# [Brief]
Assemble all lines in which the string "React" appears.

==== Data provided ====

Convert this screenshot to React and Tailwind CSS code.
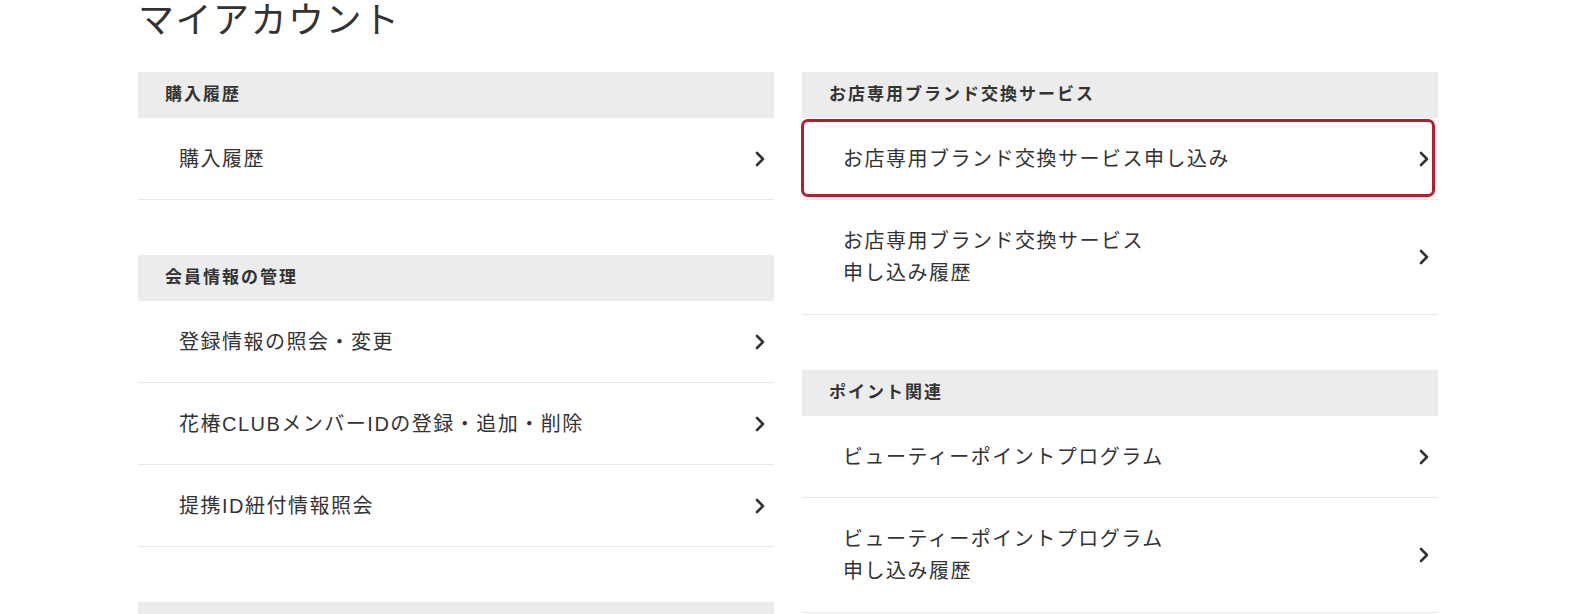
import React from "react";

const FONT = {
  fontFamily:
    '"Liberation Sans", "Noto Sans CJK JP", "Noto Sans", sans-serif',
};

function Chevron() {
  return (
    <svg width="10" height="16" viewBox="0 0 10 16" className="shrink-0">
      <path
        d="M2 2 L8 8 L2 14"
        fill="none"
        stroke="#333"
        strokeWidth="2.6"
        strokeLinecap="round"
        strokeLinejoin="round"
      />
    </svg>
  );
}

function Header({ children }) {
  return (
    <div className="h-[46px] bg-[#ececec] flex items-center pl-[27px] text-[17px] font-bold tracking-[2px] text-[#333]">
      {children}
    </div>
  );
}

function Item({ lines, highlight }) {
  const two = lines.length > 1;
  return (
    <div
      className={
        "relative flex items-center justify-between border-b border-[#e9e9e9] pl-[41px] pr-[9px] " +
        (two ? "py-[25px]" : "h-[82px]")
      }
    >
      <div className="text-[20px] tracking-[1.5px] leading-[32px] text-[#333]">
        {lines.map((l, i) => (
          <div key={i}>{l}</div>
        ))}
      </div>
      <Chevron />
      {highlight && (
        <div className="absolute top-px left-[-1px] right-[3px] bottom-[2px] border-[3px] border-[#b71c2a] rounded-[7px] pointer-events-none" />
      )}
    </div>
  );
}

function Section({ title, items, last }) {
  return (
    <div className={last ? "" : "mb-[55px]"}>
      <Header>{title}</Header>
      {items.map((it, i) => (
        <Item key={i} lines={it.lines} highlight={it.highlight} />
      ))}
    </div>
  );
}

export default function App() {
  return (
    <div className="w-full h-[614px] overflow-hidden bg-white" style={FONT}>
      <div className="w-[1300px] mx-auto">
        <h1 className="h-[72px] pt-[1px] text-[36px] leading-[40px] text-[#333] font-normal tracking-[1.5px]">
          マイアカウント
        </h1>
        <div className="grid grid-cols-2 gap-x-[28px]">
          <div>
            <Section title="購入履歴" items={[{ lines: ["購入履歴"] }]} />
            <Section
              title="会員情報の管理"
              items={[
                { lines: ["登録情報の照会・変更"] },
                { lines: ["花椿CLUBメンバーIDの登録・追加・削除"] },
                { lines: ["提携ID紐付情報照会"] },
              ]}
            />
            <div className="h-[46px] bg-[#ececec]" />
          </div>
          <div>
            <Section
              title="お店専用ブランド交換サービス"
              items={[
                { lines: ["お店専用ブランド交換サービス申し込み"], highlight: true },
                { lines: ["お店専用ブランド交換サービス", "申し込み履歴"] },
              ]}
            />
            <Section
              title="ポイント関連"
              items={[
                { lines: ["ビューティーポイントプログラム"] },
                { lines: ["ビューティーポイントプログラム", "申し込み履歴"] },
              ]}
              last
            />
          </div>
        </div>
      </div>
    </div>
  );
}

====

# [Answer to the problem]
Convert this screenshot to React and Tailwind CSS code.
import React from "react";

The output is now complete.